The undisclosed volatility is the main gap in the available data. Without a published hit frequency or variance classification, session planning is harder than it should be for a slot with this level of mechanical complexity. The dual multiplier structure — free spins multiplier plus independent random multiplier — is the most interesting design choice in the game, and whether it delivers on paper depends on the interaction rules that aren't yet publicly documented.
For Stake.com players looking for a mechanically serious 2025 release with a clean RTP and genuine feature depth, Pigeon Mail is worth the session. It's not a casual spin title — the feature stack demands engagement — but the numbers support it as a legitimate addition to the Stake Engine catalogue.
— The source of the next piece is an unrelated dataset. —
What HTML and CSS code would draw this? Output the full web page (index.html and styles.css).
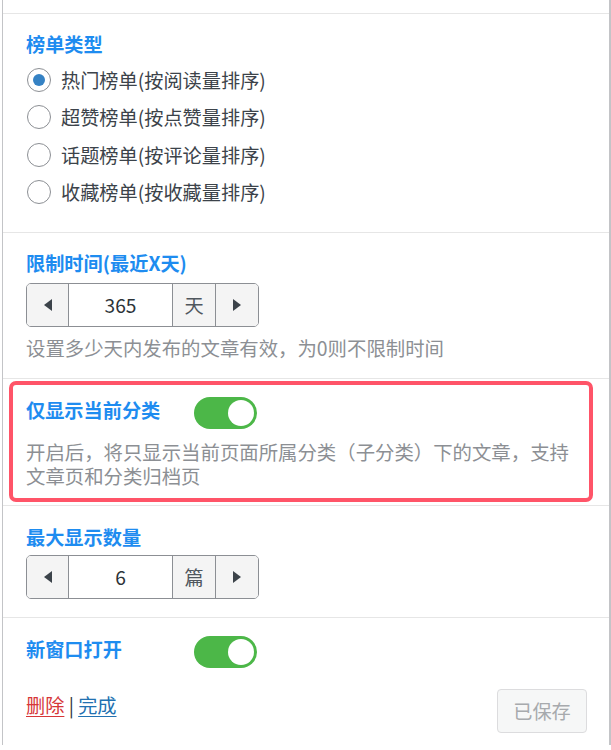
FILE: index.html
```html
<!DOCTYPE html>
<html lang="zh-CN">
<head>
<meta charset="utf-8">
<title>Widget</title>
<link rel="stylesheet" href="styles.css">
</head>
<body>
<div class="widget">
  <section class="sec sec-type">
    <h3 class="label">榜单类型</h3>
    <div class="radios">
      <label class="radio"><span class="dot checked"></span><span>热门榜单(按阅读量排序)</span></label>
      <label class="radio"><span class="dot"></span><span>超赞榜单(按点赞量排序)</span></label>
      <label class="radio"><span class="dot"></span><span>话题榜单(按评论量排序)</span></label>
      <label class="radio"><span class="dot"></span><span>收藏榜单(按收藏量排序)</span></label>
    </div>
  </section>

  <section class="sec sec-time">
    <h3 class="label">限制时间(最近X天)</h3>
    <div class="stepper">
      <span class="step-btn"><span class="tri left"></span></span>
      <span class="step-val">365</span>
      <span class="step-unit">天</span>
      <span class="step-btn"><span class="tri right"></span></span>
    </div>
    <p class="hint">设置多少天内发布的文章有效，为0则不限制时间</p>
  </section>

  <section class="sec sec-cat">
    <div class="toggle-row">
      <h3 class="label">仅显示当前分类</h3>
      <span class="switch on"><span class="knob"></span></span>
    </div>
    <p class="hint desc">开启后，将只显示当前页面所属分类（子分类）下的文章，支持文章页和分类归档页</p>
    <span class="highlight"></span>
  </section>

  <section class="sec sec-num">
    <h3 class="label">最大显示数量</h3>
    <div class="stepper">
      <span class="step-btn"><span class="tri left"></span></span>
      <span class="step-val">6</span>
      <span class="step-unit">篇</span>
      <span class="step-btn"><span class="tri right"></span></span>
    </div>
  </section>

  <section class="sec sec-new">
    <div class="toggle-row">
      <h3 class="label">新窗口打开</h3>
      <span class="switch on"><span class="knob"></span></span>
    </div>
    <div class="footer">
      <div class="links"><a class="del" href="#">删除</a> | <a class="done" href="#">完成</a></div>
      <button class="save" disabled>已保存</button>
    </div>
  </section>
</div>
</body>
</html>
```

FILE: styles.css
```css
* { box-sizing: border-box; }
html, body { margin: 0; padding: 0; background: #fff; }
body {
  font-family: "Noto Sans CJK SC", "Noto Sans", sans-serif;
  color: #3c434a;
  font-size: 19.2px;
}
.widget {
  margin-left: 2px;
  width: 609px;
  min-height: 745px;
  border-left: 1px solid #c3c4c7;
  border-right: 2px solid #c3c4c7;
  padding-top: 13px;
}
.sec {
  border-top: 1px solid #e6e6e6;
  padding: 0 22px 0 23px;
  position: relative;
}
.label {
  margin: 0;
  font-size: 19.2px;
  line-height: 26px;
  font-weight: 700;
  color: #1e8cf0;
}
.sec-type { padding-top: 17px; padding-bottom: 21px; }
.radios { margin-top: 4px; display: flex; flex-direction: column; }
.radio {
  display: flex;
  align-items: center;
  height: 37.5px;
  color: #3c434a;
  line-height: 26px;
}
.dot {
  width: 24px; height: 24px;
  border: 1px solid #8c8f94;
  border-radius: 50%;
  margin-left: 1px;
  margin-right: 10px;
  display: inline-flex;
  align-items: center;
  justify-content: center;
  background: #fff;
}
.dot.checked::after {
  content: "";
  width: 12px; height: 12px;
  border-radius: 50%;
  background: #3582c4;
}

.sec-time { padding-top: 17px; padding-bottom: 18px; }
.stepper {
  margin-top: 7px;
  display: flex;
  width: 233px;
  height: 44px;
  border: 1px solid #8c8f94;
  border-radius: 5px;
  overflow: hidden;
}
.step-btn, .step-unit {
  background: #f4f4f4;
  display: flex;
  align-items: center;
  justify-content: center;
}
.step-btn:first-child { width: 42px; border-right: 1px solid #8c8f94; }
.step-btn:last-child { flex: 1; }
.step-val {
  width: 104px;
  display: flex; align-items: center; justify-content: center;
  background: #fff;
  color: #2c3338;
  border-right: 1px solid #8c8f94;
}
.step-unit { width: 43px; border-right: 1px solid #8c8f94; color: #50575e; }
.tri { width: 0; height: 0; border-top: 6px solid transparent; border-bottom: 6px solid transparent; }
.tri.left { border-right: 8px solid #3c434a; }
.tri.right { border-left: 8px solid #3c434a; }
.hint {
  margin: 9px 0 0;
  color: #8c8f94;
  font-size: 19.4px;
  line-height: 24px;
}

.sec-cat { padding-top: 18px; padding-bottom: 17px; }
.toggle-row { display: grid; grid-template-columns: 168px 63px; align-items: start; }
.switch {
  width: 63px; height: 32px;
  border-radius: 16px;
  background: #4cb748;
  position: relative;
  display: block;
}
.knob {
  position: absolute;
  top: 3px; right: 3px;
  width: 26px; height: 26px;
  border-radius: 50%;
  background: #fff;
}
.desc { margin-top: 11px; }
.highlight {
  position: absolute;
  left: 6px; right: 16px;
  top: 2px; bottom: 3px;
  border: 4px solid #ff5468;
  border-radius: 7px;
  pointer-events: none;
}

.sec-num { padding-top: 18px; padding-bottom: 18px; }
.sec-num .stepper { margin-top: 5px; }

.sec-new { padding-top: 18px; padding-bottom: 12px; border-bottom: none; }
.footer {
  margin-top: 21px;
  display: flex;
  justify-content: space-between;
  align-items: flex-start;
}
.links { margin-top: 4px; line-height: 24px; color: #2c3338; }
.links a { text-decoration: underline; text-underline-offset: 3px; }
.del { color: #d63638; }
.done { color: #2271b1; }
.save {
  width: 90px; height: 44px;
  font-family: inherit;
  font-size: 19.2px;
  color: #a7aaad;
  background: #f6f7f7;
  border: 1px solid #dcdcde;
  border-radius: 4px;
  padding: 0;
}
```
- +96% RTP is competitive within the Stake Engine catalogue
- +5000x max win with compounding multiplier mechanics, not a single jackpot trigger
- +Pay-anywhere 6x5 grid maximises cascade chain potential
- +Dual multiplier structure (free spins multiplier + random multiplier) creates genuine bonus variance
- +Buy Feature available for direct bonus access
- +Bonus Bet option for players who want improved trigger probability
- -Volatility classification not publicly disclosed
- -Hit frequency unknown — session variance is hard to plan for
- -Stake.com exclusive — not available at third-party casinos
- -Multiplier interaction rules (additive vs multiplicative) not documented in spec
- -Mechanical complexity may not suit casual players
Best for
Pigeon Mail is a mechanically dense 6x5 avalanche slot with a legitimate 96% RTP and a 5000x ceiling that's achievable through stacked multiplier mechanics rather than a single jackpot trigger. The pay-anywhere grid and cascading wins make base-game hits frequent enough to sustain sessions, while the free spins phase with layered multipliers is where the real upside lives. Best suited to players who enjoy feature-rich avalanche formats.